科学主义哲学的方法论思想是怎样通过一定的中介转换成为当代西方文论的研究方法,从而构成二者之间的源流关系,尚待更深入的研究,但西方文本自律一派文论的研究方法与科学主义哲学奉行的方法论原则,无疑是十分相似的。这有两点鲜明表现:其一,文本自律论提倡“用文学研究文学”的方法与科学主义化哲学方法为具体科学方法是十分类似的;其二,文本自律论提倡文学研究的“客观态度和科学精神”,主张从作品构成系统,特别是从语言文本结构上作封闭式研究的方法,同科学主义“拒斥形而上学”、注重逻辑实证和语言分析的形式化方法,也是十分吻合的。
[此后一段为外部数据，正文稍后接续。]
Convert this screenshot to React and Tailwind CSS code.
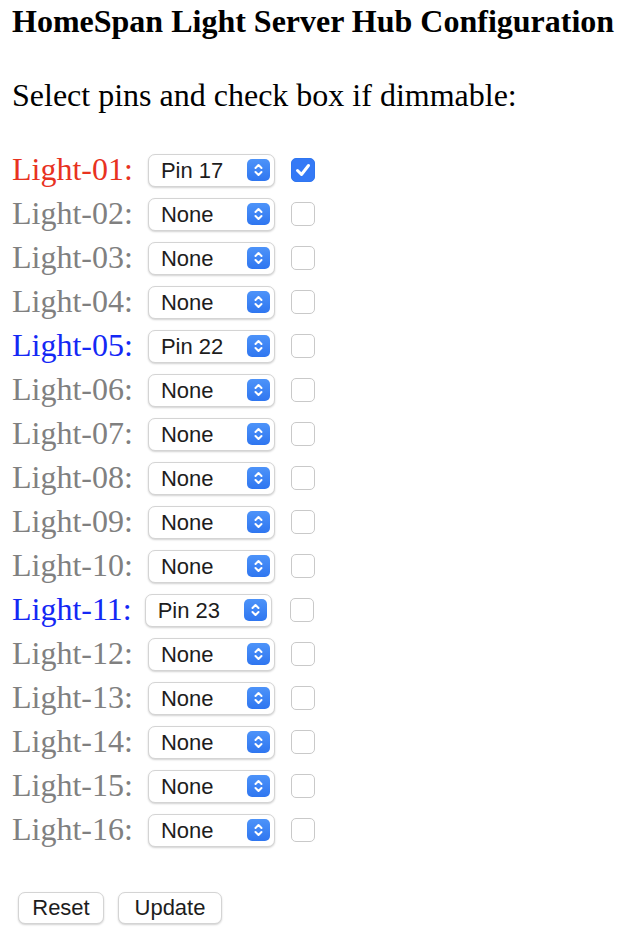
import { useState } from "react"

const PINS = ["None", "Pin 16", "Pin 17", "Pin 18", "Pin 19", "Pin 21", "Pin 22", "Pin 23", "Pin 25", "Pin 26", "Pin 27", "Pin 32", "Pin 33"]

const START = {
  1: { pin: "Pin 17", dim: true },
  5: { pin: "Pin 22", dim: false },
  11: { pin: "Pin 23", dim: false },
}

function Stepper() {
  return (
    <span className="pointer-events-none absolute right-[5px] top-1/2 flex h-[22px] w-[23px] -translate-y-1/2 items-center justify-center rounded-[5px] bg-gradient-to-b from-[#4d93f9] to-[#2f76f0]">
      <svg width="23" height="22" viewBox="0 0 23 22" fill="none" stroke="white" strokeWidth="2" strokeLinecap="round" strokeLinejoin="round">
        <path d="M8.5 9 L11.5 6 L14.5 9" />
        <path d="M8.5 13 L11.5 16 L14.5 13" />
      </svg>
    </span>
  )
}

function LightRow({ n, light, onChange }) {
  const id = String(n).padStart(2, "0")
  const color =
    light.pin === "None" ? "text-[#808080]" : light.dim ? "text-[#e8321f]" : "text-[#1428f5]"

  return (
    <div className="flex h-[44px] items-center">
      <span className={`${color} mt-[6px] whitespace-nowrap`}>Light-{id}:</span>
      <div className={`relative mt-2 ${n === 11 ? "ml-[13px]" : "ml-[15px]"}`}>
        <select
          value={light.pin}
          onChange={(e) => onChange({ ...light, pin: e.target.value })}
          className="block h-[33px] w-[127px] appearance-none rounded-[7px] border border-[#d4d4d4] bg-white py-0 pl-[12px] font-['Liberation_Sans',Arial,sans-serif] text-[22px] leading-[31px] text-[#1d1d1d] shadow-[0_1px_2px_rgba(0,0,0,0.18)] outline-none"
        >
          {PINS.map((p) => (
            <option key={p}>{p}</option>
          ))}
        </select>
        <Stepper />
      </div>
      <label className={`relative mt-2 flex h-[24px] w-[24px] items-center justify-center ${n === 11 ? "ml-[18px]" : "ml-[16px]"}`}>
        <input
          type="checkbox"
          checked={light.dim}
          onChange={(e) => onChange({ ...light, dim: e.target.checked })}
          className={`h-[24px] w-[24px] appearance-none rounded-[5px] border ${
            light.dim ? "border-[#2f76f0] bg-[#3479f6]" : "border-[#c9c9c9] bg-white"
          }`}
        />
        {light.dim && (
          <svg className="pointer-events-none absolute" width="18" height="18" viewBox="0 0 18 18" fill="none" stroke="white" strokeWidth="3" strokeLinecap="round" strokeLinejoin="round">
            <path d="M3.5 9.5 L7.5 13.5 L14.5 4.5" />
          </svg>
        )}
      </label>
    </div>
  )
}

const initial = () =>
  Array.from({ length: 16 }, (_, i) => START[i + 1] ?? { pin: "None", dim: false })

export default function App() {
  const [lights, setLights] = useState(initial)

  const update = (i, v) => setLights((ls) => ls.map((l, k) => (k === i ? v : l)))

  return (
    <div className="min-h-[938px] bg-white px-[12px] pt-[3px] font-['Liberation_Serif','Times_New_Roman',serif] text-[32px] leading-[36px] text-black">
      <h2 className="font-bold">HomeSpan Light Server Hub Configuration</h2>
      <p className="mt-[38px]">Select pins and check box if dimmable:</p>

      <div className="mt-[31px]">
        {lights.map((l, i) => (
          <LightRow key={i} n={i + 1} light={l} onChange={(v) => update(i, v)} />
        ))}
      </div>

      <div className="ml-[6px] mt-[44px] flex gap-[14px] font-['Liberation_Sans',Arial,sans-serif] text-[22px] text-[#1d1d1d]">
        <button
          onClick={() => setLights(initial())}
          className="h-[32px] w-[86px] rounded-[7px] border border-[#d4d4d4] bg-white leading-none shadow-[0_1px_2px_rgba(0,0,0,0.18)]"
        >
          Reset
        </button>
        <button className="h-[32px] w-[104px] rounded-[7px] border border-[#d4d4d4] bg-white leading-none shadow-[0_1px_2px_rgba(0,0,0,0.18)]">
          Update
        </button>
      </div>
    </div>
  )
}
什克洛夫斯基等俄国形式主义者视诗学为语言学,把语言类型、语言秩序、语言变异作为诗学研究的对象,也作为研究诗学的方法;语义学派的理查兹把语义分析作为整个文学研究的方法论基石;新批评派的利维斯提出拯救文学批评的方法是对语言的“实用批评”和“仔细阅读”;以德·索绪尔的现代语言学为基础的结构主义文论、符号学文论、以及消解结构主义的解构主义文论等,也都无一例外地在文本结构、特别是语言符号结构上兜圈子,这些都是这种思维方法的必然产物。以语言中心代“主体移心”,以形式考证代本体意义,以结构还原代审美范式,以文本自律代艺术他律,是这一派文论思潮普遍使用的研究路数,这和科学主义哲学在方法论上不正是如出一辙吗?

如果说人本自律文论在非理性人本主义哲学思想的影响下,因过于专注于“人”这个轴心而忽略了艺术或艺术审美,那么,文本自律文论在科学主义哲学思想及其方法论的影响下,却因专注于文本的语言、结构、表现方式等形式因素而同样忽略了艺术审美的基本宗旨。理论思维的自我封闭和各执一端的认识偏颇,终于使得20世纪西方文艺理论界的这两大文论主潮在不同的哲学基础上殊途同归。

注释:

① 参见欧阳友权:《文学创造本体论》上篇第二节,中国文学出版社1993年5月版。

② 表面看来,格式塔心理学是一种形式心理学,与人本自律文论无涉,但实际上这一派理论家所说的“形式”并不是指客观存在的对象形式,而是经由主体的视知觉瞬即间组织或建构的产物,其着眼点在于强调人的自律对于外物的他律作用。所以笔者认为,这种文艺心理学不应当划归为形式心理学,而应属于人本自律派文艺心理学。